Menurut Dillistone (2002), ada kesepakatan umum sebuah simbol berfungsi merangsang daya imajinasi, dengan menggunakan sugesti, asosiasi, dan relasi. Betapa kata-kata simbol begitu kuat menghegemoni pikiran kita. Bahkan Goodenough (1953) beberapa dekade lalu sudah mengatakan, kata-kata yang berupa simbol-simbol memiliki maknanya sendiri, atau nilainya sendiri, dan bersamaan dengan itu simbol mempunyai daya kekuatannya sendiri untuk menggerakkan kita. Bahkan terkadang referensi yang bersifat intelektual semata-mata tidak diterima, tetapi justru daya kekuatan simbol yang bersifat emotiflah yang merangsang orang untuk bertindak. 

Dalam percakapan di lingkaran para koruptor berseliweran simbol untuk menutupi dan menyamarkan fakta. Ingat percakapan antara Artalyta Suryani dan jaksa Urip Tri Gunawan yang menggunakan sandi "Pak Guru"? Lalu Angelina Sondakh memakai "apel washington" untuk menyebut dolar Amerika, dan ìapel malangî untuk uang rupiah. Juga "Ketua Besar" dan "Bos Besar" yang mengasosiasikan pada "seseorang".

Simbol kata itu akhirnya mewarnai percakapan umum, entah untuk meledek atau menyindir.
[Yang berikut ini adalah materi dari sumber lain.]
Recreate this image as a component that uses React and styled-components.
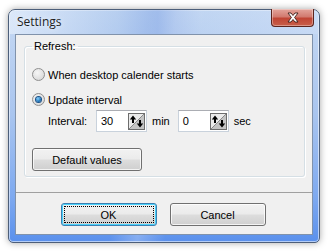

Kini juga terungkap dari percakapan Fathanah yang menyebut "daging busuk" di dalam mobilnya sehingga sopir harus menjaga. "Daging busuk" itu adalah uang yang jumlahnya tidak sedikit. "Sandi" yang lebih menghebohkan adalah "pushtun-pushtun" dan "Jawi syarqiyah", yang ternyata merujuk perempuan-perempuan cantik. "Fathanah, pushtun, dan Jawi syarqiyah" kini menjadi kosakata baru sebagai simbol candaan di antara kita.
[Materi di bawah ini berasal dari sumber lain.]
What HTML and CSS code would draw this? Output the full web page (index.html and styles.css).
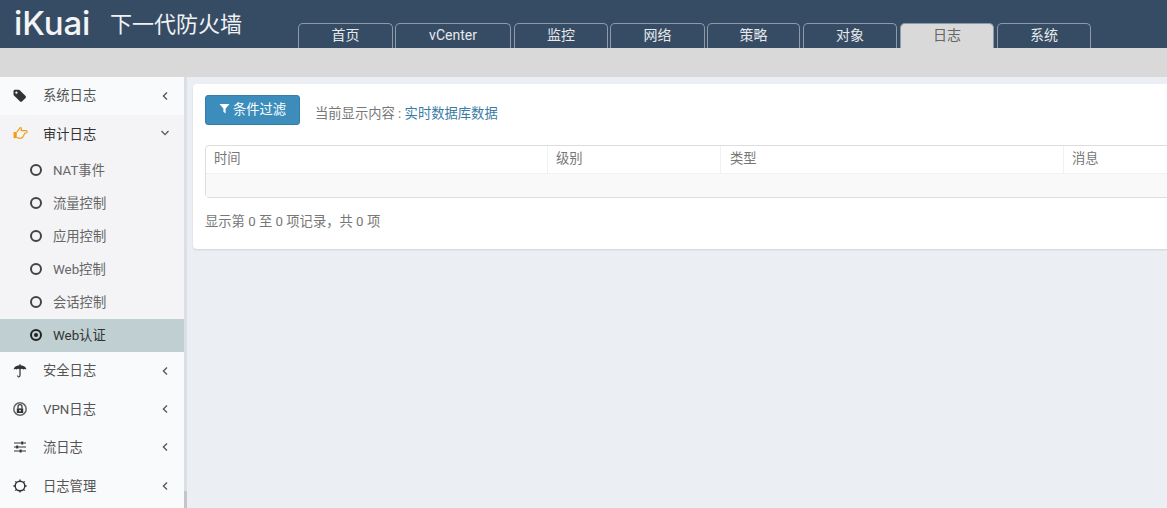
FILE: index.html
```html
<!DOCTYPE html>
<html lang="zh">
<head>
<meta charset="utf-8">
<title>iKuai</title>
<link rel="stylesheet" href="styles.css">
</head>
<body>
<header class="topbar">
  <div class="logo">iKuai</div>
  <div class="product">下一代防火墙</div>
  <nav class="tabs">
    <a class="tab t95">首页</a>
    <a class="tab t116">vCenter</a>
    <a class="tab t94">监控</a>
    <a class="tab t95">网络</a>
    <a class="tab t93 wide">策略</a>
    <a class="tab t94 wide">对象</a>
    <a class="tab t94 wide active">日志</a>
    <a class="tab t94">系统</a>
  </nav>
</header>
<div class="subbar"></div>
<div class="layout">
  <aside class="sidebar">
    <div class="item h38">
      <svg class="ico" viewBox="0 0 14 14"><path d="M0.5 2.2 Q0.5 0.8 2 0.8 L5.6 0.8 Q6.3 0.8 6.8 1.3 L12.6 7.1 Q13.4 8 12.6 8.9 L8.9 12.6 Q8 13.4 7.1 12.6 L1.2 6.8 Q0.5 6.2 0.5 5.5 Z" fill="#333"/><circle cx="3.4" cy="3.7" r="1.1" fill="#f9fafc"/></svg>
      <span class="label">系统日志</span>
      <svg class="chev" viewBox="0 0 8 10"><path d="M6 1.5 2.4 5 6 8.5" fill="none" stroke="#555" stroke-width="1.3"/></svg>
    </div>
    <div class="group">
      <div class="item h37 open">
        <svg class="ico hand" viewBox="0 0 16 14"><path d="M4 6 L7.5 1.5 Q8.5 1 9 2 L8.6 4.4 H14 Q15.3 4.6 15 6 Q14.8 7 13.6 7 H12.6 Q12.6 8.4 11.6 8.8 Q11.6 10.2 10.6 10.6 Q10.4 12.5 8.6 12.5 H6 Q5 12.5 4 11.6" fill="none" stroke="#f39c12" stroke-width="1.2" stroke-linejoin="round"/><path d="M0.6 6 H4 V12.5 H0.6 Z" fill="#f39c12"/></svg>
        <span class="label dark">审计日志</span>
        <svg class="chev" viewBox="0 0 10 8"><path d="M1.5 2 5 5.6 8.5 2" fill="none" stroke="#555" stroke-width="1.3"/></svg>
      </div>
      <div class="sub first"><i class="ring"></i><span>NAT事件</span></div>
      <div class="sub"><i class="ring"></i><span>流量控制</span></div>
      <div class="sub"><i class="ring"></i><span>应用控制</span></div>
      <div class="sub"><i class="ring"></i><span>Web控制</span></div>
      <div class="sub"><i class="ring"></i><span>会话控制</span></div>
      <div class="sub current"><i class="ring on"></i><span>Web认证</span></div>
    </div>
    <div class="item h38">
      <svg class="ico" viewBox="0 0 14 14"><path d="M0.5 5.6 Q1.5 1.6 6.4 1.2 V0.3 H7.6 V1.2 Q12.5 1.6 13.5 5.6 Q12 4.4 10.4 5.4 Q8.8 4.2 7.6 5.3 V11.4 Q7.4 13.5 5.6 13.5 Q4 13.3 4 11.6 H5 Q5.2 12.5 5.8 12.4 Q6.4 12.3 6.4 11.4 V5.3 Q5.2 4.2 3.6 5.4 Q2 4.4 0.5 5.6 Z" fill="#333"/></svg>
      <span class="label">安全日志</span>
      <svg class="chev" viewBox="0 0 8 10"><path d="M6 1.5 2.4 5 6 8.5" fill="none" stroke="#555" stroke-width="1.3"/></svg>
    </div>
    <div class="item h38">
      <svg class="ico" viewBox="0 0 14 14"><circle cx="7" cy="7" r="6.2" fill="none" stroke="#666" stroke-width="1.5"/><path d="M3.8 6.4 H10.2 V11 H3.8 Z" fill="#333"/><path d="M5 6.4 V4.6 Q5 2.6 7 2.6 Q9 2.6 9 4.6 V6.4" fill="none" stroke="#333" stroke-width="1.2"/><circle cx="7" cy="8.6" r="0.9" fill="#f9fafc"/></svg>
      <span class="label low">VPN日志</span>
      <svg class="chev" viewBox="0 0 8 10"><path d="M6 1.5 2.4 5 6 8.5" fill="none" stroke="#555" stroke-width="1.3"/></svg>
    </div>
    <div class="item h39">
      <svg class="ico" viewBox="0 0 14 14"><path d="M1 3 H13 M1 7 H13 M1 11 H13" stroke="#333" stroke-width="1.1"/><path d="M8.2 1.5 H10.2 V4.5 H8.2 Z M3.2 5.5 H5.2 V8.5 H3.2 Z M6.6 9.5 H8.6 V12.5 H6.6 Z" fill="#333"/></svg>
      <span class="label">流日志</span>
      <svg class="chev" viewBox="0 0 8 10"><path d="M6 1.5 2.4 5 6 8.5" fill="none" stroke="#555" stroke-width="1.3"/></svg>
    </div>
    <div class="item h38">
      <svg class="ico" viewBox="0 0 14 14"><circle cx="7" cy="7" r="4.8" fill="none" stroke="#333" stroke-width="1.4"/><path d="M7 0.4 V2.4 M7 11.6 V13.6 M0.4 7 H2.4 M11.6 7 H13.6 M2.4 2.4 3.7 3.7 M10.3 10.3 11.6 11.6 M2.4 11.6 3.7 10.3 M10.3 3.7 11.6 2.4" stroke="#333" stroke-width="1.3"/></svg>
      <span class="label low">日志管理</span>
      <svg class="chev" viewBox="0 0 8 10"><path d="M6 1.5 2.4 5 6 8.5" fill="none" stroke="#555" stroke-width="1.3"/></svg>
    </div>
    <div class="thumb"></div>
  </aside>
  <main class="main">
    <section class="card">
      <div class="toolbar">
        <button class="btn">
          <svg class="funnel" viewBox="0 0 12 12"><path d="M0.5 1 H11.5 L7.2 6 V11.5 L4.8 9.6 V6 Z" fill="#fff"/></svg>条件过滤
        </button>
        <div class="status">当前显示内容 : <span class="link">实时数据库数据</span></div>
      </div>
      <div class="tbl">
        <div class="thead">
          <div class="th c1">时间</div>
          <div class="th c2">级别</div>
          <div class="th c3">类型</div>
          <div class="th c4">消息</div>
        </div>
        <div class="tempty"></div>
      </div>
      <div class="info">显示第 0 至 0 项记录，共 0 项</div>
    </section>
  </main>
</div>
</body>
</html>
```
FILE: styles.css
```css
* { box-sizing: border-box; }
html, body { margin: 0; padding: 0; height: 508px; overflow: hidden; }
body {
  font-family: "Roboto", "Noto Sans CJK SC", sans-serif;
  font-size: 13.3px;
  color: #666;
  background: #ebeef3;
}
.topbar {
  height: 48px;
  background: #364c64;
  display: flex;
  align-items: flex-start;
}
.logo {
  font-family: "Inter", sans-serif;
  font-weight: 500;
  font-size: 33px;
  line-height: 40px;
  color: #f2f4f6;
  margin: 3px 0 0 14px;
  width: 96px;
  letter-spacing: -0.1px;
}
.product {
  font-family: "Noto Sans CJK SC", sans-serif;
  font-size: 22px;
  line-height: 30px;
  color: #f0f2f4;
  margin-top: 7px;
  width: 188px;
}
.tabs { display: flex; align-self: flex-end; gap: 2px; }
.tab {
  height: 25px;
  border: 1px solid #8e9aa8;
  border-bottom: 0;
  border-radius: 5px 5px 0 0;
  color: #e6e9ec;
  text-align: center;
  line-height: 23px;
  font-size: 14px;
}
.tab.active { background: #d9d9d9; color: #666; }
.t95 { width: 95px; }
.t116 { width: 116px; margin-right: 1px; }
.t94 { width: 94px; }
.t93 { width: 93px; }
.wide { margin-right: 1px; }
.subbar { height: 29px; background: #d9d9d9; }
.layout { display: flex; height: 431px; }
.sidebar {
  width: 187px;
  flex: none;
  background: #f9fafc;
  border-right: 3px solid #dcdfe5;
  position: relative;
}
.thumb {
  position: absolute;
  right: -3px;
  top: 414px;
  width: 3px;
  height: 17px;
  background: #c4c6ca;
}
.item { display: flex; align-items: center; padding-left: 13px; color: #555; }
.h38 { height: 38px; }
.h37 { height: 37px; }
.h39 { height: 39px; }
.ico { width: 14px; height: 14px; flex: none; margin-top: -1px; }
.hand { width: 15px; margin-right: -1px; }
.label { margin-left: 16px; flex: 1; padding-bottom: 3px; }
.label.dark { color: #333; padding-bottom: 1px; }
.label.low { padding-bottom: 1px; }
.chev { width: 8px; height: 10px; flex: none; margin-right: 15px; margin-top: -1px; }
.open .chev { width: 10px; height: 8px; margin-right: 14px; }
.group { background: #f4f4f7; }
.sub {
  height: 33px;
  display: flex;
  align-items: center;
  padding-left: 30px;
  color: #666;
}
.sub span { margin-left: 11px; padding-bottom: 2px; }
.ring {
  width: 12px;
  height: 12px;
  border: 2px solid #444;
  border-radius: 50%;
  flex: none;
  margin-top: -1px;
}
.sub.first { margin-top: 2px; }
.current { background: #c0d0d2; color: #333; }
.ring.on { border-color: #222; position: relative; }
.ring.on::after {
  content: "";
  position: absolute;
  left: 2px;
  top: 2px;
  width: 4px;
  height: 4px;
  border-radius: 50%;
  background: #222;
}
.main { flex: 1; min-width: 0; overflow: hidden; padding: 7px 0 0 6px; }
.card {
  width: 1000px;
  height: 165px;
  background: #fff;
  border-radius: 4px;
  box-shadow: 0 1px 2px rgba(0, 0, 0, 0.12);
  padding: 11px 12px;
}
.toolbar { display: flex; height: 30px; }
.btn {
  width: 95px;
  height: 30px;
  background: #3c8dbc;
  border: 1px solid #367fa9;
  border-radius: 3px;
  color: #fff;
  font: inherit;
  padding: 0 0 4px;
  display: flex;
  align-items: center;
  justify-content: center;
  gap: 3px;
}
.funnel { width: 11px; height: 11px; }
.status { margin: 10px 0 0 15px; line-height: 18px; color: #777; }
.link { color: #3a7ca5; }
.tbl {
  margin-top: 20px;
  width: 1020px;
  height: 53px;
  border: 1px solid #ddd;
  border-radius: 4px 0 0 4px;
}
.thead { display: flex; height: 28px; border-bottom: 1px solid #f1f1f1; }
.th { padding-left: 8px; line-height: 25px; color: #777; border-right: 1px solid #f1f1f1; flex: none; }
.c1 { width: 342px; }
.c2 { width: 173px; }
.c3 { width: 343px; padding-left: 9px; }
.c4 { width: 172px; border-right: 0; }
.tempty { height: 23px; background: #f9f9f9; }
.info { margin-top: 14px; line-height: 20px; color: #777; }
```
"Sandi-sandi" untuk menutupi, menghindarkan penyadapan dan pengintaian hukum itu, tentulah berbeda nilai dari cara "pengelabuan" orang tua kita dalam menyampaikan pesan kemaslahatannya pada masa lalu. Dengan tujuan mengelabui logika, bukankah orang-orang seperti Gayus Tambunan, Nazaruddin, dan Fathanah itu layak disebut sebagai "Selekepek besar"?